Faith that God will do the impossible,
and right all the wrongs,
and raise the dead, and restore all things.
It sounds silly based on how much we throw the word around, but I’m learning to have faith.
I’m learning to confess goodness even when I’m in the dark.
To confess the goodness of this world and the goodness of God and the goodness of the future and the goodness of the present even when I don’t understand.
Especially when I don’t understand.
If I understood, it wouldn’t be faith.
That’s what we’re all invited into.
That’s why we come to this table.
This is the place we come each week
to recognize and remember
that we have hope. We recognize and remember that God does not leave us in darkness—he enters it with us.
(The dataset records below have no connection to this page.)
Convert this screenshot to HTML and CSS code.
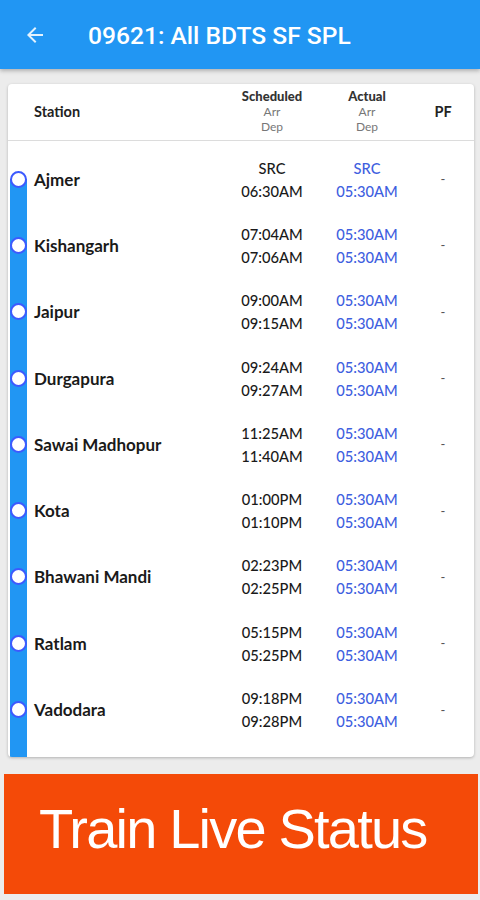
FILE: index.html
```html
<!DOCTYPE html>
<html lang="en">
<head>
  <meta charset="UTF-8">
  <meta name="viewport" content="width=device-width, initial-scale=1.0">
  <title>09621: All BDTS SF SPL</title>
  <link rel="stylesheet" href="styles.css">
</head>
<body>

<!-- Toolbar -->
<header class="toolbar">
  <svg class="back" width="24" height="24" viewBox="0 0 24 24">
    <path d="M20 11H7.83l5.59-5.59L12 4l-8 8 8 8 1.41-1.41L7.83 13H20v-2z" fill="#e3f2fd"/>
  </svg>
  <h1>09621: All BDTS SF SPL</h1>
</header>

<!-- Schedule card -->
<section class="card">
  <div class="head-row">
    <div class="col-station">Station</div>
    <div class="col-time">
      <b>Scheduled</b>
      <span>Arr</span>
      <span>Dep</span>
    </div>
    <div class="col-time">
      <b>Actual</b>
      <span>Arr</span>
      <span>Dep</span>
    </div>
    <div class="col-pf">PF</div>
  </div>

  <div class="stops">
    <div class="stop">
      <div class="rail"><i class="dot"></i></div>
      <div class="name">Ajmer</div>
      <div class="times"><span>SRC</span><span>06:30AM</span></div>
      <div class="times actual"><span>SRC</span><span>05:30AM</span></div>
      <div class="pf">-</div>
    </div>
    <div class="stop">
      <div class="rail"><i class="dot"></i></div>
      <div class="name">Kishangarh</div>
      <div class="times"><span>07:04AM</span><span>07:06AM</span></div>
      <div class="times actual"><span>05:30AM</span><span>05:30AM</span></div>
      <div class="pf">-</div>
    </div>
    <div class="stop">
      <div class="rail"><i class="dot"></i></div>
      <div class="name">Jaipur</div>
      <div class="times"><span>09:00AM</span><span>09:15AM</span></div>
      <div class="times actual"><span>05:30AM</span><span>05:30AM</span></div>
      <div class="pf">-</div>
    </div>
    <div class="stop">
      <div class="rail"><i class="dot"></i></div>
      <div class="name">Durgapura</div>
      <div class="times"><span>09:24AM</span><span>09:27AM</span></div>
      <div class="times actual"><span>05:30AM</span><span>05:30AM</span></div>
      <div class="pf">-</div>
    </div>
    <div class="stop">
      <div class="rail"><i class="dot"></i></div>
      <div class="name">Sawai Madhopur</div>
      <div class="times"><span>11:25AM</span><span>11:40AM</span></div>
      <div class="times actual"><span>05:30AM</span><span>05:30AM</span></div>
      <div class="pf">-</div>
    </div>
    <div class="stop">
      <div class="rail"><i class="dot"></i></div>
      <div class="name">Kota</div>
      <div class="times"><span>01:00PM</span><span>01:10PM</span></div>
      <div class="times actual"><span>05:30AM</span><span>05:30AM</span></div>
      <div class="pf">-</div>
    </div>
    <div class="stop">
      <div class="rail"><i class="dot"></i></div>
      <div class="name">Bhawani Mandi</div>
      <div class="times"><span>02:23PM</span><span>02:25PM</span></div>
      <div class="times actual"><span>05:30AM</span><span>05:30AM</span></div>
      <div class="pf">-</div>
    </div>
    <div class="stop">
      <div class="rail"><i class="dot"></i></div>
      <div class="name">Ratlam</div>
      <div class="times"><span>05:15PM</span><span>05:25PM</span></div>
      <div class="times actual"><span>05:30AM</span><span>05:30AM</span></div>
      <div class="pf">-</div>
    </div>
    <div class="stop">
      <div class="rail"><i class="dot"></i></div>
      <div class="name">Vadodara</div>
      <div class="times"><span>09:18PM</span><span>09:28PM</span></div>
      <div class="times actual"><span>05:30AM</span><span>05:30AM</span></div>
      <div class="pf">-</div>
    </div>
    <div class="rail-tail"></div>
  </div>
</section>

<!-- Promo banner -->
<div class="banner">Train Live Status</div>

</body>
</html>
```

FILE: styles.css
```css
body {
  margin: 0;
  background-color: #ececec;
  font-family: Lato, "Open Sans", sans-serif;
  color: #222;
}
.toolbar {
  display: flex;
  align-items: center;
  height: 69px;
  padding: 1px 0 0 23px;
  box-sizing: border-box;
  background-color: #2196f3;
  box-shadow: 0 2px 4px rgba(0, 0, 0, 0.25);
}
.toolbar h1 {
  margin: 0 0 0 41px;
  font-family: Roboto, sans-serif;
  font-size: 24.6px;
  font-weight: 500;
  color: #fff;
}
.card {
  margin: 15px 6px 0 8px;
  background-color: #fff;
  border-radius: 4px;
  box-shadow: 0 1px 3px rgba(0, 0, 0, 0.25);
  overflow: hidden;
}
.head-row, .stop {
  display: grid;
  grid-template-columns: 26px 196px 84px 106px 46px;
  align-items: center;
}
.head-row {
  height: 57px;
  padding-bottom: 2px;
  box-sizing: border-box;
  border-bottom: 1px solid #dcdcdc;
  font-size: 14.5px;
  font-weight: bold;
}
.head-row .col-station {
  grid-column: 2;
}
.col-time {
  display: flex;
  flex-direction: column;
  align-items: center;
  line-height: 15px;
}
.col-time b {
  font-size: 13px;
  color: #333;
}
.col-time span {
  font-size: 12px;
  font-weight: normal;
  color: #777;
}
.col-pf {
  text-align: center;
}
.stops {
  padding-top: 5px;
}
.stop {
  height: 66.3px;
}
.rail {
  align-self: stretch;
  display: flex;
  align-items: center;
  justify-content: center;
  width: 17px;
  margin-left: 2px;
  background-color: #2196f3;
}
.stop:first-child .rail {
  background: linear-gradient(#fff 50%, #2196f3 50%);
}
.rail-tail {
  width: 17px;
  height: 14px;
  margin-left: 2px;
  background-color: #2196f3;
}
.dot {
  width: 13px;
  height: 13px;
  border: 2.5px solid #3d5afe;
  border-radius: 50%;
  background-color: #fff;
}
.name {
  font-size: 17px;
  font-weight: bold;
  color: #1a1a1a;
}
.times {
  display: flex;
  flex-direction: column;
  align-items: center;
  gap: 5px;
  font-size: 14.7px;
  font-weight: 500;
  color: #1a1a1a;
}
.times.actual {
  color: #3f5fe0;
}
.pf {
  text-align: center;
  font-size: 13px;
  color: #555;
}
.banner {
  margin: 17px 2px 0 4px;
  height: 120px;
  display: flex;
  align-items: center;
  padding: 0 0 10px 35px;
  box-sizing: border-box;
  background-color: #f44a08;
  color: #fff;
  font-family: "Liberation Sans", Arial, sans-serif;
  font-size: 56px;
  letter-spacing: -1.8px;
}
```
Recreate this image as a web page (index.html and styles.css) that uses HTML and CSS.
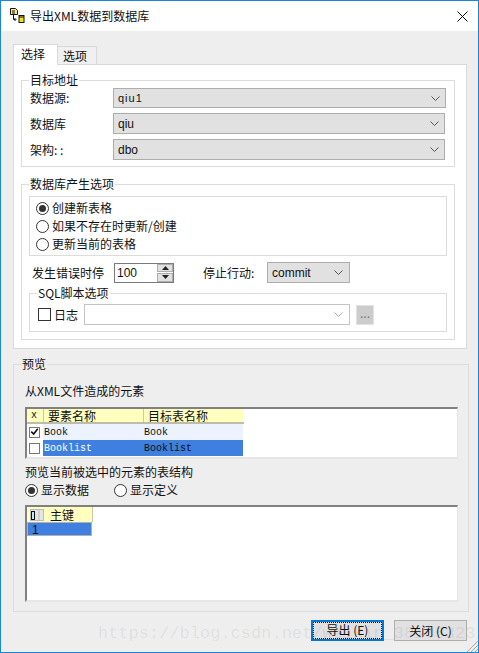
FILE: index.html
```html
<!DOCTYPE html>
<html lang="zh-CN">
<head>
  <meta charset="UTF-8">
  <title>导出XML数据到数据库</title>
  <link rel="stylesheet" href="styles.css">
</head>
<body>
  <div class="window">
    <div class="titlebar">
      <svg class="app-icon" width="18" height="18" viewBox="0 0 18 18">
        <path d="M1.500 1.500h5l2 2v4h-7z" fill="#ffe97a" stroke="#111"/>
        <path d="M3 4h3M3 6h3" stroke="#111"/>
        <path d="M4.500 8v4.500h2M5.500 11l1.500 1.500-1.500 1.500" fill="none" stroke="#111"/>
        <rect x="10" y="8.500" width="5" height="7" fill="#f2e21a" stroke="#111"/>
        <path d="M10 10h5" stroke="#111"/>
      </svg>
      <span class="title-text">导出XML数据到数据库</span>
      <svg class="close-icon" width="11" height="11" viewBox="0 0 11 11">
        <path d="M.5.5l10 10M10.500.5l-10 10" stroke="#111" fill="none"/>
      </svg>
    </div>

    <div class="content">
      <div class="tabs">
        <div class="tab active">选择</div>
        <div class="tab">选项</div>
      </div>

      <div class="pane">
        <fieldset class="group target-group">
          <legend>目标地址</legend>
          <div class="field first">
            <label>数据源:</label>
            <div class="combo wide"><span class="mono-ish">qiu1</span><svg class="chev" width="9" height="5" viewBox="0 0 9 5"><path d="M.5.5l4 4 4-4" fill="none" stroke="#555"/></svg></div>
          </div>
          <div class="field">
            <label>数据库</label>
            <div class="combo"><span>qiu</span><svg class="chev" width="9" height="5" viewBox="0 0 9 5"><path d="M.5.5l4 4 4-4" fill="none" stroke="#555"/></svg></div>
          </div>
          <div class="field">
            <label>架构: :</label>
            <div class="combo"><span>dbo</span><svg class="chev" width="9" height="5" viewBox="0 0 9 5"><path d="M.5.5l4 4 4-4" fill="none" stroke="#555"/></svg></div>
          </div>
        </fieldset>

        <fieldset class="group db-group">
          <legend>数据库产生选项</legend>
          <div class="radio-box">
            <div class="radio-row"><span class="radio on"></span>创建新表格</div>
            <div class="radio-row"><span class="radio"></span>如果不存在时更新/创建</div>
            <div class="radio-row"><span class="radio"></span>更新当前的表格</div>
          </div>
          <div class="error-row">
            <span class="error-label">发生错误时停</span>
            <div class="spinner">
              <span class="spin-value">100</span>
              <div class="spin-btns">
                <span class="spin-btn"><svg width="7" height="4" viewBox="0 0 7 4"><path d="M3.500 0l3.500 4H0z" fill="#222"/></svg></span>
                <span class="spin-btn"><svg width="7" height="4" viewBox="0 0 7 4"><path d="M0 0h7L3.500 4z" fill="#222"/></svg></span>
              </div>
            </div>
            <span class="stop-label">停止行动:</span>
            <div class="combo commit"><span>commit</span><svg class="chev" width="9" height="5" viewBox="0 0 9 5"><path d="M.5.5l4 4 4-4" fill="none" stroke="#555"/></svg></div>
          </div>
          <fieldset class="group sql-group">
            <legend>SQL脚本选项</legend>
            <div class="log-row">
              <span class="check"></span>
              <span class="log-label">日志</span>
              <div class="log-combo"><svg class="chev" width="9" height="5" viewBox="0 0 9 5"><path d="M.5.5l4 4 4-4" fill="none" stroke="#aaa"/></svg></div>
              <div class="browse-btn">...</div>
            </div>
          </fieldset>
        </fieldset>
      </div>

      <fieldset class="group preview-group">
        <legend>预览</legend>
        <div class="caption">从XML文件造成的元素</div>
        <div class="list-box">
          <div class="grid-head">
            <span class="col-x">x</span>
            <span class="col-name">要素名称</span>
            <span class="col-target">目标表名称</span>
          </div>
          <div class="grid-row">
            <span class="row-check"><svg width="11" height="10" viewBox="0 0 11 10"><path d="M1.500 4.500l3 3 5-6.500" fill="none" stroke="#111" stroke-width="2"/></svg></span>
            <span class="cell-name">Book</span>
            <span class="cell-target">Book</span>
          </div>
          <div class="grid-row selected">
            <span class="row-check"></span>
            <span class="cell-name">Booklist</span>
            <span class="cell-target">Booklist</span>
          </div>
        </div>
        <div class="caption second">预览当前被选中的元素的表结构</div>
        <div class="show-row">
          <span class="radio on"></span><span class="show-label">显示数据</span>
          <span class="radio"></span><span class="show-label">显示定义</span>
        </div>
        <div class="data-box">
          <div class="data-head">
            <svg class="table-icon" width="14" height="12" viewBox="0 0 14 12"><rect x=".5" y=".5" width="13" height="11" fill="#e4e4e4" stroke="#bbb"/><path d="M9 .5v11" stroke="#bbb"/><rect x="1.500" y="2.500" width="3" height="8" fill="#bfeaf5" stroke="#111"/></svg>
            <span>主键</span>
          </div>
          <div class="data-row">1</div>
        </div>
      </fieldset>

      <div class="actions">
        <button class="btn default"><span>导出 (E)</span></button>
        <button class="btn">关闭 (C)</button>
      </div>
    </div>

    <div class="watermark">https://blog.csdn.net/weixin_38105323</div>
    <svg class="grip" width="12" height="12" viewBox="0 0 12 12"><path d="M12 1L1 12M12 5l-7 7M12 9l-3 3" stroke="#aaa" fill="none"/></svg>
  </div>
</body>
</html>
```

FILE: styles.css
```css
* {
  box-sizing: border-box;
}

body {
  margin: 0;
  font-family: "Noto Sans CJK SC", "Liberation Sans", sans-serif;
  font-size: 12px;
  line-height: 14px;
  color: #111;
}

.window {
  position: relative;
  width: 479px;
  height: 653px;
  overflow: hidden;
  background: #eeeeee;
  border: 1px solid #1a86d9;
}

.titlebar {
  display: flex;
  align-items: center;
  height: 30px;
  padding: 0 10px 0 8px;
  background: #fff;
}

.title-text {
  margin-left: 3px;
  flex: 1;
}

.content {
  padding: 13px 9px 0 12px;
}

.tabs {
  display: flex;
  align-items: flex-end;
  height: 20px;
}

.tab {
  width: 39px;
  height: 18px;
  padding: 2px 0 0 5px;
  background: #f0f0f0;
  border: 1px solid #d9d9d9;
  border-bottom: none;
  border-left: none;
}

.tab.active {
  position: relative;
  width: 45px;
  height: 21px;
  margin-bottom: -1px;
  padding: 2px 0 0 7px;
  background: #fff;
  border-left: 1px solid #d9d9d9;
}

.pane {
  height: 285px;
  margin-right: 2px;
  padding: 8px 11px 0 7px;
  background: #fff;
  border: 1px solid #d9d9d9;
}

.group {
  min-width: 0;
  margin: 0;
  padding: 0 8px;
  border: 1px solid #dcdcdc;
}

.group legend {
  height: 14px;
  margin-left: -1px;
  padding: 0 1px;
}

.target-group {
  height: 94px;
}

.field {
  display: flex;
  align-items: center;
  margin-top: 5px;
}

.field.first {
  margin-top: 1px;
}

.field label {
  width: 83px;
}

.combo {
  display: flex;
  align-items: center;
  justify-content: space-between;
  flex: 1;
  height: 21px;
  padding: 0 5px 0 4px;
  margin-right: 1px;
  font-family: "Liberation Sans", sans-serif;
  background: #e1e1e1;
  border: 1px solid #adadad;
}

.combo.wide {
  height: 20px;
  margin-right: 0;
}

.mono-ish {
  letter-spacing: 1px;
  font-size: 11px;
}

.db-group {
  height: 163px;
  margin-top: 10px;
  padding: 0 7px;
}

.db-group > legend {
  margin-left: 0;
}

.radio-box {
  height: 60px;
  margin-top: 5px;
  padding-top: 2px;
  border: 1px solid #dcdcdc;
}

.radio-row {
  display: flex;
  align-items: center;
  height: 18px;
  padding-left: 6px;
}

.radio {
  position: relative;
  flex: none;
  width: 13px;
  height: 13px;
  margin-right: 3px;
  background: #fff;
  border: 1px solid #333;
  border-radius: 50%;
}

.radio.on::after {
  content: "";
  position: absolute;
  top: 2px;
  left: 2px;
  width: 7px;
  height: 7px;
  background: #333;
  border-radius: 50%;
}

.error-row {
  display: flex;
  align-items: center;
  height: 21px;
  margin-top: 6px;
  padding-left: 3px;
}

.error-label {
  width: 82px;
}

.spinner {
  display: flex;
  width: 60px;
  height: 20px;
  background: #fff;
  border: 1px solid #7a7a7a;
}

.spin-value {
  flex: 1;
  padding: 2px 0 0 2px;
  font-family: "Liberation Sans", sans-serif;
}

.spin-btns {
  display: flex;
  flex-direction: column;
  gap: 1px;
  width: 16px;
  background: #fff;
}

.spin-btn {
  display: flex;
  flex: 1;
  align-items: center;
  justify-content: center;
  background: #e1e1e1;
  border: 1px solid #adadad;
}

.stop-label {
  width: 64px;
  margin-left: 29px;
}

.combo.commit {
  flex: none;
  width: 83px;
  margin: 0;
  padding-right: 6px;
}

.sql-group {
  height: 46px;
  margin-top: 3px;
}

.log-row {
  display: flex;
  align-items: center;
  margin-top: 4px;
}

.check {
  flex: none;
  width: 13px;
  height: 13px;
  background: #fff;
  border: 1px solid #333;
}

.log-label {
  width: 30px;
  margin-left: 3px;
}

.log-combo {
  display: flex;
  align-items: center;
  justify-content: flex-end;
  width: 266px;
  height: 21px;
  padding-right: 6px;
  background: #fff;
  border: 1px solid #c4c4c4;
}

.browse-btn {
  width: 18px;
  height: 20px;
  margin-left: 6px;
  text-align: center;
  color: #777;
  background: #ccc;
  border: 1px solid #e2e2e2;
}

.preview-group {
  height: 255px;
  margin-top: 8px;
  padding: 0 10px 0 11px;
  background: #eee;
  border-color: #dcdcdc;
}

.preview-group > legend {
  margin-left: -4px;
}

.caption {
  margin-top: 13px;
}

.caption.second {
  margin-top: 6px;
}

.list-box {
  height: 52px;
  margin-top: 9px;
  background: #fff;
  border: 2px solid;
  border-color: #808080 #e6e6e6 #e6e6e6 #808080;
  border-width: 2px 1px 2px 2px;
}

.grid-head {
  display: flex;
  width: 217px;
  height: 15px;
  background: #ffffc0;
  border-bottom: 2px solid #bdbda8;
  line-height: 13px;
}

.col-x {
  width: 16px;
  padding-left: 4px;
  font-family: "Liberation Mono", monospace;
  font-size: 10px;
}

.col-name {
  width: 100px;
  padding-left: 4px;
  border-left: 1px solid #d6c98a;
}

.col-target {
  width: 100px;
  padding-left: 4px;
  border-left: 1px solid #d6c98a;
}

.grid-row {
  display: flex;
  align-items: center;
  height: 16px;
  font-family: "Liberation Mono", monospace;
  font-size: 10px;
}

.row-check {
  display: flex;
  flex: none;
  align-items: center;
  justify-content: center;
  width: 11px;
  height: 11px;
  margin: 0 3px 0 2px;
  background: #fff;
  border: 1px solid #777;
}

.cell-name,
.cell-target {
  width: 100px;
  height: 16px;
  padding: 1px 0 0 1px;
  line-height: 16px;
  background: #ecf3fe;
}

.selected .cell-name,
.selected .cell-target {
  background: #3e7fdf;
}

.selected .cell-name {
  color: #fff;
}

.show-row {
  display: flex;
  align-items: center;
  height: 14px;
  margin-top: 4px;
}

.show-label {
  width: 73px;
}

.data-box {
  height: 97px;
  margin-top: 8px;
  background: #fff;
  border: 2px solid;
  border-color: #808080 #e6e6e6 #e6e6e6 #808080;
  border-width: 2px 1px 2px 2px;
}

.data-head {
  display: flex;
  align-items: center;
  width: 66px;
  height: 15px;
  padding-left: 3px;
  background: #ffffc0;
  border-right: 1px solid #c9c9a0;
}

.data-head span {
  margin-left: 6px;
}

.data-row {
  width: 65px;
  height: 14px;
  padding-left: 4px;
  line-height: 14px;
  font-family: "Liberation Sans", sans-serif;
  background: #3e7fdf;
  border: 1px solid #b0b0b0;
}

.actions {
  display: flex;
  justify-content: flex-end;
  gap: 10px;
  margin-top: 8px;
  padding-right: 2px;
}

.btn {
  width: 73px;
  height: 21px;
  padding: 0;
  font: inherit;
  color: #111;
  background: #e1e1e1;
  border: 1px solid #adadad;
}

.btn.default {
  padding: 1px;
  border: 2px solid #0078d7;
}

.btn.default span {
  display: block;
  height: 15px;
  outline: 1px dotted #111;
}

.watermark {
  position: absolute;
  left: 97px;
  top: 623px;
  font-family: "Liberation Mono", monospace;
  font-size: 17px;
  line-height: 20px;
  color: rgba(0, 0, 0, 0.08);
  pointer-events: none;
  white-space: nowrap;
}

.grip {
  position: absolute;
  right: 0;
  bottom: 0;
}
```
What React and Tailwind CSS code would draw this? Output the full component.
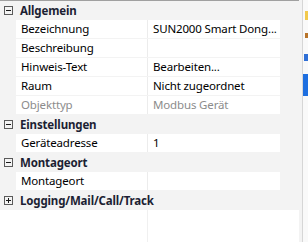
const rows = [
  { type: "group", label: "Allgemein", open: true },
  { type: "prop", name: "Bezeichnung", value: "SUN2000 Smart Dong..." },
  { type: "prop", name: "Beschreibung", value: "" },
  { type: "prop", name: "Hinweis-Text", value: "Bearbeiten..." },
  { type: "prop", name: "Raum", value: "Nicht zugeordnet" },
  { type: "prop", name: "Objekttyp", value: "Modbus Gerät", disabled: true },
  { type: "group", label: "Einstellungen", open: true },
  { type: "prop", name: "Geräteadresse", value: "1" },
  { type: "group", label: "Montageort", open: true },
  { type: "prop", name: "Montageort", value: "" },
  { type: "group", label: "Logging/Mail/Call/Track", open: false },
]

function ToggleBox({ open }) {
  return (
    <svg width="9" height="9" viewBox="0 0 9 9" className="block">
      <rect x="0.5" y="0.5" width="8" height="8" fill="none" stroke="#5a5a5a" />
      <line x1="2" y1="4.5" x2="7" y2="4.5" stroke="#1a1a1a" />
      {!open && <line x1="4.5" y1="2" x2="4.5" y2="7" stroke="#1a1a1a" />}
    </svg>
  )
}

function GroupRow({ label, open }) {
  return (
    <div className="h-[19px] flex items-center">
      <div className="w-[16px] flex justify-center pl-[1px]">
        <ToggleBox open={open} />
      </div>
      <span className="pl-[4px] font-bold text-[#1c1f33]">{label}</span>
    </div>
  )
}

function PropRow({ name, value, disabled }) {
  const tone = disabled ? "text-[#8c8c8c]" : "text-black"
  return (
    <div className="h-[19px] flex">
      <div className="w-[16px] shrink-0" />
      <div className="w-[264px] h-[18px] flex bg-white">
        <div className={`w-[131px] h-full pl-[5px] flex items-center whitespace-nowrap overflow-hidden ${tone}`}>{name}</div>
        <div className="w-px h-full bg-[#ececec]" />
        <div className={`flex-1 h-full pl-[5px] flex items-center whitespace-nowrap ${tone}`}>{value}</div>
      </div>
    </div>
  )
}

export default function App() {
  return (
    <div className="w-[308px] h-[242px] overflow-hidden flex bg-[#f3f3f3] text-[11.5px] tracking-[-0.15px] leading-none" style={{ fontFamily: "'Noto Sans', sans-serif" }}>
      {/* property grid */}
      <div className="w-[299px] flex flex-col border-t border-[#a0a0a0]">
        {rows.map((r, i) =>
          r.type === "group"
            ? <GroupRow key={i} label={r.label} open={r.open} />
            : <PropRow key={i} name={r.name} value={r.value} disabled={r.disabled} />
        )}
        <div className="flex-1 flex bg-white">
          <div className="w-[147px]" />
          <div className="w-px bg-[#f0f0f0]" />
        </div>
      </div>
      <div className="w-[3px] bg-[#f3f3f3]" />
      <div className="w-px bg-[#d6d6d6]" />
      {/* neighbouring panel, mostly clipped */}
      <div className="flex-1 flex flex-col bg-[#f9f9f9] pt-[11px]">
        <div className="ml-[2px] w-[3px] h-[9px] bg-[#f2c94c]" />
        <div className="ml-[2px] mt-[13px] w-[3px] h-[5px] bg-[#b8742a]" />
        <div className="ml-[1px] mt-[16px] w-[4px] h-[7px] bg-[#2f6fd6]" />
        <div className="mt-[13px] w-full h-[22px] bg-[#1e6fe0]" />
      </div>
    </div>
  )
}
[we remember that] the Lord Jesus, on the night he was betrayed, took bread, and when he had given thanks, he broke it and said, “This is my body, which is for you; do this in remembrance of me.”
In the same way, after supper he took the cup, saying, “This cup is the new covenant in my blood; do this, whenever you drink it, in remembrance of me.”
In just a moment, you’ll be invited to come and receive from this table.
You’ll be invited to come down the center aisle, to receive a bit of cracker, to dip it in the juice, and then return to your seat along the sides.
This table is open.
It’s open to anyone who wants to practice faith— to practice trusting the God revealed in Jesus.
To confess goodness even when we’re in the dark.
And to trust that we are not alone in the darkness. God has entered our darkness, and God will banish the darkness.
Resurrection is coming. Goodness will win.
So as we come this morning,
may we remember the endless love of God made known in the shriek of Jesus,
may we learn to learn to embrace the sufferings of Jesus so that we can experience the resurrection of Jesus,
and may we each have the faith to trust that we are in the overwhelming presence of goodness even when it’s not at all obvious.